As the golden boy of data visualization, Tableau Software (NYSE: DATA) made its debut on the stock exchange, it ended day 1 at whopping market capitalization of 2.9 billion $. This emphasized once more hadoopsphere’s prediction that visualization technologies will hold fore in the year 2013.

One of the key features of the visualization software like Tableau’s has been the caching technology. Caching is used to improve overall performance and user experience of Big Data systems. Most of the visualization suites store selection states of queries in memory. When the user makes the same set of ‘selections’, the cache is leveraged to:
-          improve the response time
-          eliminate redundant retrieval
-          reduce storage requirement
-          bring down network traffic

Listed below are current key architectural trends in designing caching mechanisms for visualization software:
  • Dashboard output caching in various formats like HTML, PDF, Excel, and Flash for instant retrieval.
  • Leverage bigger memory space on 64-bit computers.
  • Automatic caching at multiple levels, including element list, metadata object, report dataset, XML definition, document output, and database connection caching.
  • Persist the cache results to disk.
  • Share caches across all cluster nodes.
  • Caching data locally on the mobile devices.
  • Providing admin configuration options for maximum cache size, cache wipe frequency, and options for automatically rebuilding new caches.
  • Securing and wiping the cache on device to prevent data theft.

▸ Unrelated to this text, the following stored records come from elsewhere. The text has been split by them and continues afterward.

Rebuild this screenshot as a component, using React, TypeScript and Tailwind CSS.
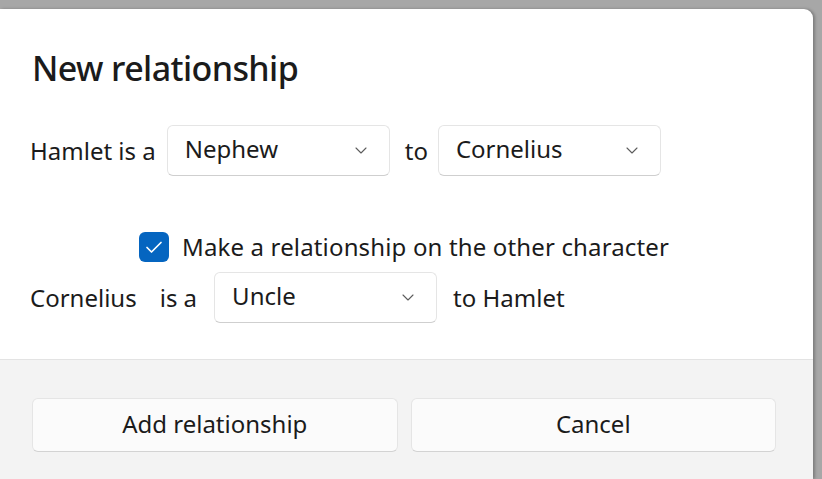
const font = { fontFamily: '"Noto Sans", "Open Sans", sans-serif' };

function Chevron() {
  return (
    <svg width="12" height="7" viewBox="0 0 12 7" fill="none">
      <path d="M1 1 L6 6 L11 1" stroke="#5c5c5c" strokeWidth="1.1" strokeLinecap="round" strokeLinejoin="round" />
    </svg>
  );
}

function Combo({ value }: { value: string }) {
  return (
    <div className="h-[51px] w-[223px] shrink-0 flex items-center justify-between pl-[17px] pr-[22px] bg-white border border-[#e5e5e5] border-b-[#cfcfcf] rounded-[6px]">
      <span className="text-[24px] text-[#1b1b1b] leading-none pb-[3px]">{value}</span>
      <Chevron />
    </div>
  );
}

function Button({ label }: { label: string }) {
  return (
    <div className="flex-1 h-[54px] flex items-center justify-center bg-[#fbfbfb] border border-[#e5e5e5] border-b-[#d3d3d3] rounded-[6px]">
      <span className="text-[24px] text-[#1b1b1b] leading-none pb-[2px]">{label}</span>
    </div>
  );
}

export default function App() {
  return (
    <div className="w-[822px] h-[479px] bg-[#a7a7a7] pt-[9px] overflow-hidden" style={font}>
      <div className="w-[813px] h-[470px] flex flex-col bg-white rounded-tr-[9px] shadow-[2px_0_3px_rgba(0,0,0,0.25)] overflow-hidden">
        <div className="pl-[30px] pt-[39px] pb-[36px] border-b border-[#e3e3e3]">
          <h1 className="text-[34px] font-medium leading-[40px] text-[#1b1b1b] pl-[2px] tracking-[-0.6px]">New relationship</h1>

          <div className="mt-[37px] flex items-center text-[24px] text-[#1b1b1b]">
            <span className="mr-[11px]">Hamlet is a</span>
            <Combo value="Nephew" />
            <span className="ml-[15px] mr-[10px]">to</span>
            <Combo value="Cornelius" />
          </div>

          <div className="mt-[56px] flex items-center pl-[109px] h-[30px]">
            <div className="w-[30px] h-[30px] rounded-[6px] bg-[#0565c0] flex items-center justify-center">
              <svg width="18" height="14" viewBox="0 0 18 14" fill="none">
                <path d="M2 7.5 L6.5 12 L16 2.5" stroke="white" strokeWidth="1.7" strokeLinecap="round" strokeLinejoin="round" />
              </svg>
            </div>
            <span className="text-[24px] leading-[30px] text-[#1b1b1b] ml-[13px] tracking-[0.15px]">Make a relationship on the other character</span>
          </div>

          <div className="mt-[10px] flex items-center text-[24px] text-[#1b1b1b]">
            <span>Cornelius</span>
            <span className="ml-[23px] mr-[17px]">is a</span>
            <Combo value="Uncle" />
            <span className="ml-[16px]">to Hamlet</span>
          </div>
        </div>

        <div className="flex-1 bg-[#f3f3f3] pl-[32px] pr-[37px] pt-[38px] flex gap-[13px] items-start">
          <Button label="Add relationship" />
          <Button label="Cancel" />
        </div>
      </div>
    </div>
  );
}
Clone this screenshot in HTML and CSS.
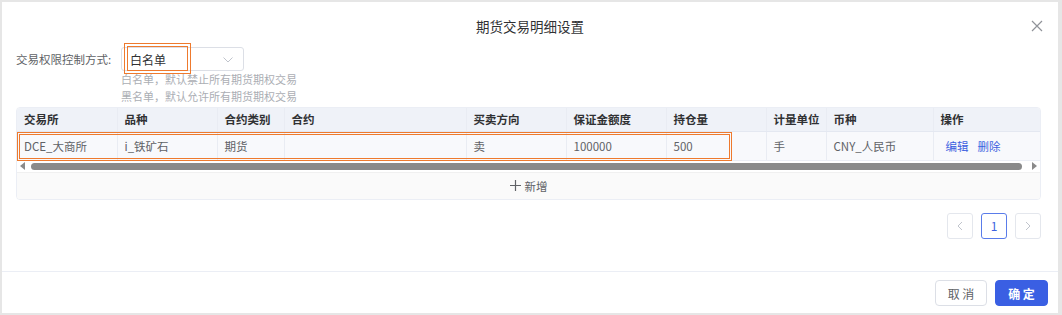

While the above may have given a good idea of what’s steaming up here, we go down further to get into some real details. We look at two variant proposals of caching mechanism proposed by Tableau and QlikTech. (Please note that these may be used in a divergent manner in current versions of these software.)

(1)   Tableau –

In the published architecture, Tableau uses a data interpreter module which consists of:
- query descriptions for querying databases;
- query cache for storing database query results;
- pane-data-cache for storing separate data structure for each pane in a visual table that is displayed by visual interpreter module.

In one of the implementations for presenting a visual
representation of a query, a determination is made if the query already exists in the query cache. If it exists already, the result is retrieved from the query cache. However, if it does not exist, the target database is queried. "If such a database query is made, data interpreter module will formulate the query in a database-specific manner. For example, in certain instances, data interpreter module will formulate an SQL query whereas in other instances, data interpreter module will formulate an MDX query." Thereafter, the results of the query are added to the query cache.

The data retrieved in the processing steps above can contain data for a set of panes. When this is the case, the data that is fetched above is partitioned into a separate data structure for each pane using a grouping transform that is conceptually the same as a "GROUP BY" in SQL except separate data structures are created for each group rather than performing aggregation. Each output data structure from group-tsf is added to pane-data-cache for later use by visual interpreter module.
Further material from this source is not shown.